All objects created and used by FAPI commands are authorized by a policy. This doesn’t mean the authorization value can’t be used: it can be used if the policy is TSS2_POLICY_AUTHVALUE. However, under the covers, a password session is never used. And if an authorization value is used, it’s always done with a salted HMAC session.

One structure used constantly in the FAPI is TSS2_SIZED_BUFFER. This structure consists of two things: a size and a pointer to a buffer. The size represents the size of the buffer:

typedef struct { size_t    size;

uint8_t     *buffer;

} TSS2_SIZED_BUFFER;

You need to know one more thing before writing a program: at the beginning of your program, you must create a context, which you must destroy when you’re done with it.

Let’s write an example program that creates a key, uses it to sign “Hello World,” and verifies the signature. Follow these steps:

1. 1.

   Create a context. Tell it to use the local TPM by setting the second parameter to NULL:

TSS2_CONTEXT *context;

Tss2_Context_Intialize(&context, NULL);

1. 2.

   Create a signing key using the user’s default configuration. Here you explicitly tell it to use the P_RSA2048SHA1 profile instead of the default. By using the UNK, you tell it that it’s a user key that is non-duplicable. Name it mySigningKey.
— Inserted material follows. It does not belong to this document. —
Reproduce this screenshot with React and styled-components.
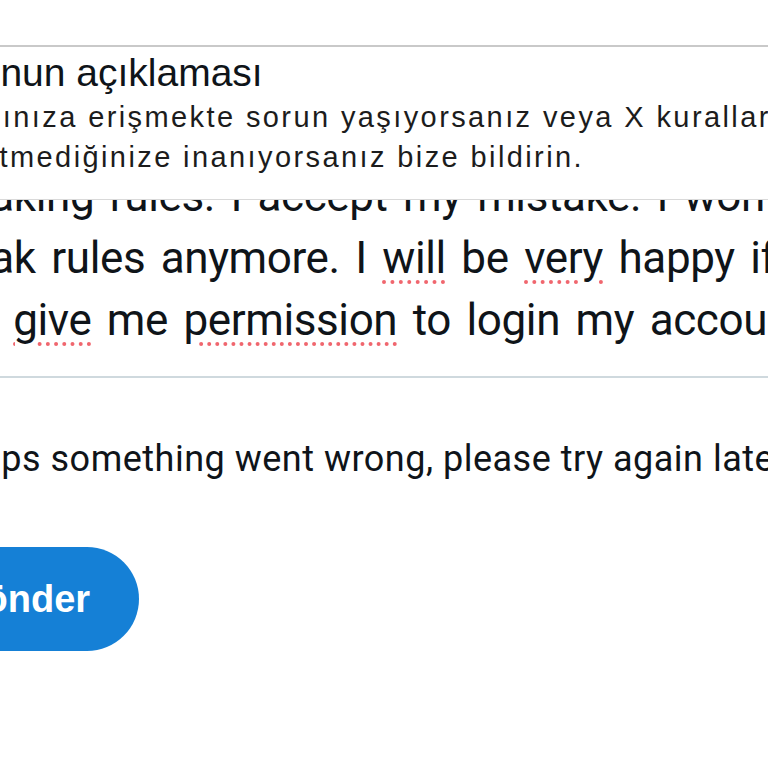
import React from "react";
import styled, { createGlobalStyle } from "styled-components";

const GlobalStyle = createGlobalStyle`
  html, body {
    margin: 0;
    padding: 0;
    background: #ffffff;
    overflow: hidden;
  }
  body {
    width: 768px;
    height: 768px;
  }
`;

const Frame = styled.div`
  display: flex;
  flex-direction: column;
  align-items: flex-start;
  width: 1300px;
  margin-left: -90px;
  padding-top: 45px;
`;

const Field = styled.div`
  width: 100%;
  border-top: 2px solid #c9c9c9;
  border-bottom: 2px solid #cfd9de;
  display: flex;
  flex-direction: column;
`;

const Label = styled.div`
  position: relative;
  z-index: 1;
  background: #ffffff;
  padding: 3px 0 22px 8px;
  border-bottom: 1px solid #d9d9d9;
  font-family: "Liberation Sans", Arial, sans-serif;
  color: #0f1419;
`;

const Title = styled.div`
  font-size: 39px;
  line-height: 45px;
  white-space: nowrap;
  margin-bottom: 2px;
`;

const Hint = styled.div`
  margin-left: -11px;
  font-size: 29px;
  line-height: 40px;
  letter-spacing: 2.4px;
  white-space: nowrap;
  color: #1c1c1c;
`;

const Body = styled.div`
  margin-top: -35px;
  padding: 0 0 25px 19px;
  font-family: Roboto, "Liberation Sans", sans-serif;
  font-size: 44px;
  line-height: 62px;
  letter-spacing: -0.4px;
  word-spacing: 5px;
  color: #0f1419;
`;

const Line = styled.div`
  white-space: nowrap;
`;

const Misspelled = styled.span`
  text-decoration: underline dotted #f0666e;
  text-decoration-thickness: 4px;
  text-underline-offset: 7px;
`;

const ErrorText = styled.p`
  margin: 59px 0 0;
  padding-left: 45px;
  font-family: Roboto, "Liberation Sans", sans-serif;
  font-size: 36px;
  line-height: 44px;
  letter-spacing: 0.5px;
  color: #0f1419;
  white-space: nowrap;
`;

const SendButton = styled.button`
  margin: 66px 0 0 -2px;
  height: 104px;
  padding: 0 49px 0 47px;
  border: none;
  border-radius: 52px;
  background: #1580d6;
  color: #ffffff;
  font-family: "Liberation Sans", Arial, sans-serif;
  font-weight: 700;
  font-size: 38px;
  cursor: pointer;
`;

export default function App() {
  return (
    <>
      <GlobalStyle />
      <Frame>
        <Field>
          <Label>
            <Title>Sorunun açıklaması</Title>
            <Hint>Hesabınıza erişmekte sorun yaşıyorsanız veya X kurallarını</Hint>
            <Hint>ihlal etmediğinize inanıyorsanız bize bildirin.</Hint>
          </Label>
          <Body>
            <Line>breaking rules. I accept my mistake. I won't</Line>
            <Line>
              break rules anymore. I <Misspelled>will</Misspelled> be{" "}
              <Misspelled>very</Misspelled> happy if
            </Line>
            <Line>
              you <Misspelled>give</Misspelled> me{" "}
              <Misspelled>permission</Misspelled> to login my account
            </Line>
          </Body>
        </Field>
        <ErrorText>Oops something went wrong, please try again later.</ErrorText>
        <SendButton type="button">Gönder</SendButton>
      </Frame>
    </>
  );
}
• Using ASYM_RESTRICTED_SIGNING_KEY makes the key a signing key. You also give it a trivially satisfied policy and a password of NULL:

Tss2_Key_Create(context, // pass in the context I just created

"P_RSA2048SHA1/UNK/mySigningKey",  // non-duplicable RSA2048

ASYM_RESTRICTED_SIGNING_KEY,       // signing key

TSS2_POLICY_TRIVIAL,               // trivially policy

TSS2_AUTH_NULL);                   // the password is NULL

1. 3.

   Use the key to sign “Hello world.” First you have to hash “Hello World” with an OpenSSL library call:

TSS2_SIZED_BUFFER myHash;

myHash.size=20

myHash.buffer=calloc(20,1);

SHA1("Hello World",sizeof("Hello World"),myHash.buffer);

1. 4.

   The Sign command returns everything necessary to verify the signature. Because you just created this key, the certificate comes back with a certificate that is empty:

TSS2_SIZED_BUFFER signature, publicKey,certificate;

Tss2_Key_Sign(context,    // pass in the context

"P_RSA2048SHA1/UNK/mySigningKey", // the signing key

&myHash,

&signature,

&publicKey,

&certificate);

1. 5.

   At this point you could save the outputs, but instead let’s check them:

if (TSS_SUCCESS!=Tss2_Key_Verify(context ,&signature, &publicKey,&myHash) )

{

printf("The command failed signature verification\n");

}

else printf("The command succeeded\n");

1. 6.

   Destroy the buffers that have been allocated, now that you’re done with them:

free(myHash.buffer);

free(signature.buffer);

free(publicKey.buffer);

/* I don’t have to free the certificate buffer, because it was empty */

Tss2_Context_Finalize(context);

It’s easy to see that this example cheats a little. In particular, the key doesn’t require any type of authorization. Next you will learn what to do if authentication is required.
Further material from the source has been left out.